The problem >> Look over the lines below. Report each one that includes the string "Rebuild".

Dataset excerpts >>
---------------

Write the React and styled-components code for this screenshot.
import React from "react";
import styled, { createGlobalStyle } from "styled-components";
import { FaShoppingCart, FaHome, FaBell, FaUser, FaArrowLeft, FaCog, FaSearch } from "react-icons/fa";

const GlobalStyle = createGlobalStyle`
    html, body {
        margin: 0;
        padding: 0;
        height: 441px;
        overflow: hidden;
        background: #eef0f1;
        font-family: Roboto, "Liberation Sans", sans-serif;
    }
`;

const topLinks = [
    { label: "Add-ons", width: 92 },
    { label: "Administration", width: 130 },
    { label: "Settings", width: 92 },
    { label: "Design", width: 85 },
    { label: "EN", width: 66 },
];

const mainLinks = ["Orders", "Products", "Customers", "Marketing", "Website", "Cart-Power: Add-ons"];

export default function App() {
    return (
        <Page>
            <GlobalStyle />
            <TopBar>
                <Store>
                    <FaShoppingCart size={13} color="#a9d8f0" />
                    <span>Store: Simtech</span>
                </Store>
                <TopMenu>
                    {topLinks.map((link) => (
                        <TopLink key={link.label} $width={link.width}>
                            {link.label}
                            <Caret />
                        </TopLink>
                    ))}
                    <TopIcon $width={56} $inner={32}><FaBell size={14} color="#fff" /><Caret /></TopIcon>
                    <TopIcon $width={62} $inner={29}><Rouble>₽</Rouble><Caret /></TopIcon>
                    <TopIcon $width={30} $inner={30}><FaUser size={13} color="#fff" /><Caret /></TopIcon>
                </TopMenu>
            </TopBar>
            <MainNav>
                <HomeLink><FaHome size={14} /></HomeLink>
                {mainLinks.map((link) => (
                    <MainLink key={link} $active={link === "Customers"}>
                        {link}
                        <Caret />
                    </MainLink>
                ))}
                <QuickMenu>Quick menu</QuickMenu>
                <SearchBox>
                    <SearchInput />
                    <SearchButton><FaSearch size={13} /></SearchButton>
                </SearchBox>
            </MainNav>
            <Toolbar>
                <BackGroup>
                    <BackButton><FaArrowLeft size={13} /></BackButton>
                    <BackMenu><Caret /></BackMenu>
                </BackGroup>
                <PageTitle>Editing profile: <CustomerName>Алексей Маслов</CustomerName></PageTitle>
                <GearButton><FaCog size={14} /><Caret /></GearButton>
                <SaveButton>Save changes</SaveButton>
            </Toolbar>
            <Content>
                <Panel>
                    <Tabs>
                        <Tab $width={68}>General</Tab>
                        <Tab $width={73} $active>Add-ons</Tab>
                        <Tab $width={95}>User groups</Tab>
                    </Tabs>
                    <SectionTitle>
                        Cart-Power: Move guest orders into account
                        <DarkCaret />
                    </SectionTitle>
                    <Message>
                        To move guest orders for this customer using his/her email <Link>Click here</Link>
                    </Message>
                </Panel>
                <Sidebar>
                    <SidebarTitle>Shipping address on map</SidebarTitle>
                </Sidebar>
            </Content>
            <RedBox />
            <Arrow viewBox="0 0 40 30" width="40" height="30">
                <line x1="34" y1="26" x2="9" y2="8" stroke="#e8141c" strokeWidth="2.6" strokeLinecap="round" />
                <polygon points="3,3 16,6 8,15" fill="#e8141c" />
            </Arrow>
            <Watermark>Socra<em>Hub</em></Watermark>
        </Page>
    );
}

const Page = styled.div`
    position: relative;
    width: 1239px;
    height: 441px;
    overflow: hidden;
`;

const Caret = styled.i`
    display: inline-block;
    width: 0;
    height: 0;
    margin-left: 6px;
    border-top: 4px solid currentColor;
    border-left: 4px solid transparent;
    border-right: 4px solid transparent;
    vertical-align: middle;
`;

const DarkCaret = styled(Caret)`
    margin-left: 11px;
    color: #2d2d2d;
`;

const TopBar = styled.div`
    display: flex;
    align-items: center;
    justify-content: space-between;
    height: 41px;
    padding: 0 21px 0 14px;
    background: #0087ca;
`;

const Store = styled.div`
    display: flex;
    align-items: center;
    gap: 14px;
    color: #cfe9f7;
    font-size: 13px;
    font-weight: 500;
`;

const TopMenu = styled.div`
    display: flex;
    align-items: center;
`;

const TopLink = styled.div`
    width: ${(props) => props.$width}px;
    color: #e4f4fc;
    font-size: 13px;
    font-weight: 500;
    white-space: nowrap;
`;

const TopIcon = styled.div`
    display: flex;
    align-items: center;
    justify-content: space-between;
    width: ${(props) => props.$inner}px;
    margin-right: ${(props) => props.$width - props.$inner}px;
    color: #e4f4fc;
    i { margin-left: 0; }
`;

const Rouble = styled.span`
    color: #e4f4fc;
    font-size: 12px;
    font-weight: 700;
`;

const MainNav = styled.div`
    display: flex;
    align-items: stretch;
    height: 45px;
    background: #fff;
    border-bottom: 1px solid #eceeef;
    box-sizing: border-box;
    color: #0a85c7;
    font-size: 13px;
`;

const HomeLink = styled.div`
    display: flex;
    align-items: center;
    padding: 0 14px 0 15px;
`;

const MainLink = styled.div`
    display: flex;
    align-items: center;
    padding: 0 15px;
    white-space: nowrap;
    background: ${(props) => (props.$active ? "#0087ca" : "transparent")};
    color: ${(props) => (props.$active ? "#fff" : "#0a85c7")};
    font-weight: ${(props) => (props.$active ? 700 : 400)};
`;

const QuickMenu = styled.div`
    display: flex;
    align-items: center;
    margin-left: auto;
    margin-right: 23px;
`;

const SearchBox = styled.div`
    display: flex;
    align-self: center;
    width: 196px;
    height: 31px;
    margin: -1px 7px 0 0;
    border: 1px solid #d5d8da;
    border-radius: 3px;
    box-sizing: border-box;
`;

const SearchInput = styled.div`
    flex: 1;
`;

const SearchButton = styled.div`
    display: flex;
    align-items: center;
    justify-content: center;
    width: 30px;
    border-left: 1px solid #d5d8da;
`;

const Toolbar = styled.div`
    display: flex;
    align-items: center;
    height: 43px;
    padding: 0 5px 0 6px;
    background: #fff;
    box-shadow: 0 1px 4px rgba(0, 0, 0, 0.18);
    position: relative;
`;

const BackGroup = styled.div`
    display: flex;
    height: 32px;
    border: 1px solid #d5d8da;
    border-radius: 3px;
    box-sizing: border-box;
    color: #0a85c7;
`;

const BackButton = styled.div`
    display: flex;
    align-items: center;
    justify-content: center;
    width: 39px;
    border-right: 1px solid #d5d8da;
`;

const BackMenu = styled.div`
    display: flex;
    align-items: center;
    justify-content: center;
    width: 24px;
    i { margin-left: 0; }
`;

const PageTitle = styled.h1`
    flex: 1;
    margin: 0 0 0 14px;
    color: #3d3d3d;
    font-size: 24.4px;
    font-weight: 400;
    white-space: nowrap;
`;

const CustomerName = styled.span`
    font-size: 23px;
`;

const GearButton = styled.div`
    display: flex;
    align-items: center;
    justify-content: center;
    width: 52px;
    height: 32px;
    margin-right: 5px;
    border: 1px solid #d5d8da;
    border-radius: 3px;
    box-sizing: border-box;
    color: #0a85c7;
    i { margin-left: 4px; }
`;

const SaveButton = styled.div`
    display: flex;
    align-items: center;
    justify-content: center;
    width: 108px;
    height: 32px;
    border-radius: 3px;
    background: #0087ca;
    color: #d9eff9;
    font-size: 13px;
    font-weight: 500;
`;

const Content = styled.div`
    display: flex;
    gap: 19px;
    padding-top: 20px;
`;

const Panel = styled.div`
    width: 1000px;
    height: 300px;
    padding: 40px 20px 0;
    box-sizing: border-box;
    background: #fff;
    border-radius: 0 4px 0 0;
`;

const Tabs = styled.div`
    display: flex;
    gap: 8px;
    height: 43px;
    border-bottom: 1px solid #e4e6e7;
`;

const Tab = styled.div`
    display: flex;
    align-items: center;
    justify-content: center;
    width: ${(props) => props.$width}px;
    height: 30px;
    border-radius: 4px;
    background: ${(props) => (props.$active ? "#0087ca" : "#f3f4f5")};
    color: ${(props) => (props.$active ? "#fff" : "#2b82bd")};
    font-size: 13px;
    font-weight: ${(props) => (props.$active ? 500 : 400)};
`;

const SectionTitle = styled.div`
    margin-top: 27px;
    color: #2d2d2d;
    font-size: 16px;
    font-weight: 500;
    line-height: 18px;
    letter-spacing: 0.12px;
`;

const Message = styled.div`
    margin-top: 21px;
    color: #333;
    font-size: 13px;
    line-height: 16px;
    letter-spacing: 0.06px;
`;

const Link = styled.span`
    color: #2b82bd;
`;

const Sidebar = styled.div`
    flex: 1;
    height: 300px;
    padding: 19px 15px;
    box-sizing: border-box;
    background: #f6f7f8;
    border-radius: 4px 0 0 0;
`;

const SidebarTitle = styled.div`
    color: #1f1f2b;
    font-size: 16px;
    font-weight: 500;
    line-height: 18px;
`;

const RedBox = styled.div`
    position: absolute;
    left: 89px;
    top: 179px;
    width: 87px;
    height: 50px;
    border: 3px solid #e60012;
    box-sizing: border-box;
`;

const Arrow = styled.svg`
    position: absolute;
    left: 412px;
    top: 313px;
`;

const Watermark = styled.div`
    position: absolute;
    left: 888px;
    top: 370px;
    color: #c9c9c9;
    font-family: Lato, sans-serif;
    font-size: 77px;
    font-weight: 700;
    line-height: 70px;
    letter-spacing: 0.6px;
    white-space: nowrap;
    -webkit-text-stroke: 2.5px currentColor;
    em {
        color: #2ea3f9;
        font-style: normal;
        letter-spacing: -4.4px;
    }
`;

---------------

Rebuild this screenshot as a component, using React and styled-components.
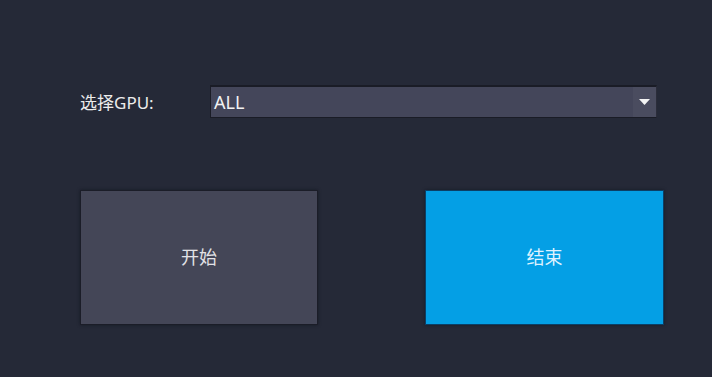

---------------

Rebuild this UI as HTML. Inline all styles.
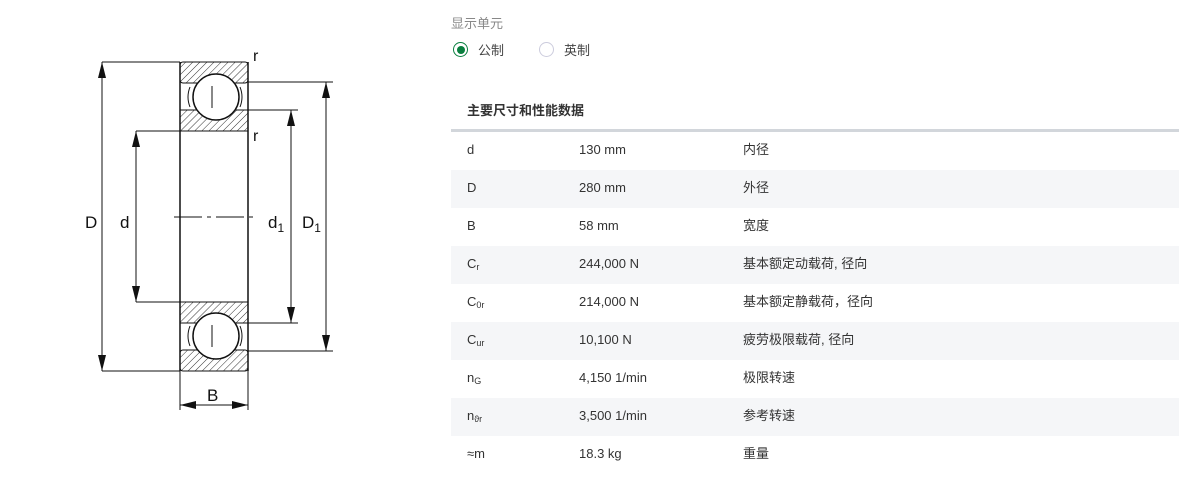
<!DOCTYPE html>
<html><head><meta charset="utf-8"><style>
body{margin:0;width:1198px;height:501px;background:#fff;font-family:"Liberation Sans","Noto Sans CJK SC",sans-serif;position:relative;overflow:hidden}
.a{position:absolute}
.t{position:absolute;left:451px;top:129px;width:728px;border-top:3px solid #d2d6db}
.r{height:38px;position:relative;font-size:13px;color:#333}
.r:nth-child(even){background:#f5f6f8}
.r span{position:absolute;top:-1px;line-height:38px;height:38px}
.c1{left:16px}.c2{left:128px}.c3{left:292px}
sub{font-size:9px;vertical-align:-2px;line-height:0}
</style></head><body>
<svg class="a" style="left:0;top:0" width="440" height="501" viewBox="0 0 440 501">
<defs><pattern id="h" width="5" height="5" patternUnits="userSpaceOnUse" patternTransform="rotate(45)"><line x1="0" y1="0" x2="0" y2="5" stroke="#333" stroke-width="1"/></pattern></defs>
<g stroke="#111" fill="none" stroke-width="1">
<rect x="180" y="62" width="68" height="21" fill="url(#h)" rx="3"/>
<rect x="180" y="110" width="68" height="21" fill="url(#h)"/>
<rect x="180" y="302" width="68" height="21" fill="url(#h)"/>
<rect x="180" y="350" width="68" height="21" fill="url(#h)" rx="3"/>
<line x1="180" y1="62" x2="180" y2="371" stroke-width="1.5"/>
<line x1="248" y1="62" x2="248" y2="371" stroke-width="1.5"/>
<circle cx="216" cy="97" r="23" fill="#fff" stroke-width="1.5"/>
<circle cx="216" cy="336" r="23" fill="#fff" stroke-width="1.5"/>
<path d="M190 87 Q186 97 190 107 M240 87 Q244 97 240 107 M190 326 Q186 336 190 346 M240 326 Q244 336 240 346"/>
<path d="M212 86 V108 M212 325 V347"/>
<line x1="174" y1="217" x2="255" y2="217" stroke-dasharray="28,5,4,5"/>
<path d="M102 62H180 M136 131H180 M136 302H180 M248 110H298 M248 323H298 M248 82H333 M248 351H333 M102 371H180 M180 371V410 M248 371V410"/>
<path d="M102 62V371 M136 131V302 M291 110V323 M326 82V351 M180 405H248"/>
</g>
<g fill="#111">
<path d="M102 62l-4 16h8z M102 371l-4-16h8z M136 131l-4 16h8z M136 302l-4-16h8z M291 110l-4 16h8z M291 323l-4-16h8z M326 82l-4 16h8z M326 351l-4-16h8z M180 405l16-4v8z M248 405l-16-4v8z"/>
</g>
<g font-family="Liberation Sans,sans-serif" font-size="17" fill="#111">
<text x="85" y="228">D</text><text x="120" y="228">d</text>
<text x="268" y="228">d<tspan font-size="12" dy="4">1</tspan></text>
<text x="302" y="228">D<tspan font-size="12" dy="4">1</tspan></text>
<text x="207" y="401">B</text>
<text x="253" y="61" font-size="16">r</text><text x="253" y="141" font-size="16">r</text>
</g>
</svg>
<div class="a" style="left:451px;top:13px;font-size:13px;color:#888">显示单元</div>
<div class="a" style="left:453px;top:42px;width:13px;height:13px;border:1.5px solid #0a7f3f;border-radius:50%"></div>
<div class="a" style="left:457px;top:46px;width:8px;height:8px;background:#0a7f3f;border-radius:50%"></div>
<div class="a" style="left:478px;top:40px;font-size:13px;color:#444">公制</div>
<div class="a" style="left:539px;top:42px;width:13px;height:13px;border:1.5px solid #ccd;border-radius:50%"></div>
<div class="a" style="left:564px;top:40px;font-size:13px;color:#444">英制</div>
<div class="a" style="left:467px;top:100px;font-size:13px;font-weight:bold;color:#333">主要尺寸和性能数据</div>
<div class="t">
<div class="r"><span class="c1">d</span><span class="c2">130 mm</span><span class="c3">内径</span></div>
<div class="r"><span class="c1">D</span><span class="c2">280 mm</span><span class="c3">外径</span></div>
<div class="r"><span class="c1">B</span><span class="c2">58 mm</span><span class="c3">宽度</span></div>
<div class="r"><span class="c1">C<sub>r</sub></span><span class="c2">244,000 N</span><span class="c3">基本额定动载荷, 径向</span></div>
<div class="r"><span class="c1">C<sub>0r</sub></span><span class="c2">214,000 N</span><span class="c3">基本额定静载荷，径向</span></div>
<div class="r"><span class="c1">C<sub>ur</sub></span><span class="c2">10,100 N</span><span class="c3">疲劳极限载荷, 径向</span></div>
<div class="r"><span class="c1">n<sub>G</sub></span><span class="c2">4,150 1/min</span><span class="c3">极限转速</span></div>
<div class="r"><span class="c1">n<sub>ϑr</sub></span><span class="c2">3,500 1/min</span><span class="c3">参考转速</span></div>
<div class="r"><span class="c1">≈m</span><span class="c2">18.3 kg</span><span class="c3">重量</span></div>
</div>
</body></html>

---------------

Worked solution >>
Rebuild this screenshot as a component, using React and styled-components.
Rebuild this UI as HTML. Inline all styles.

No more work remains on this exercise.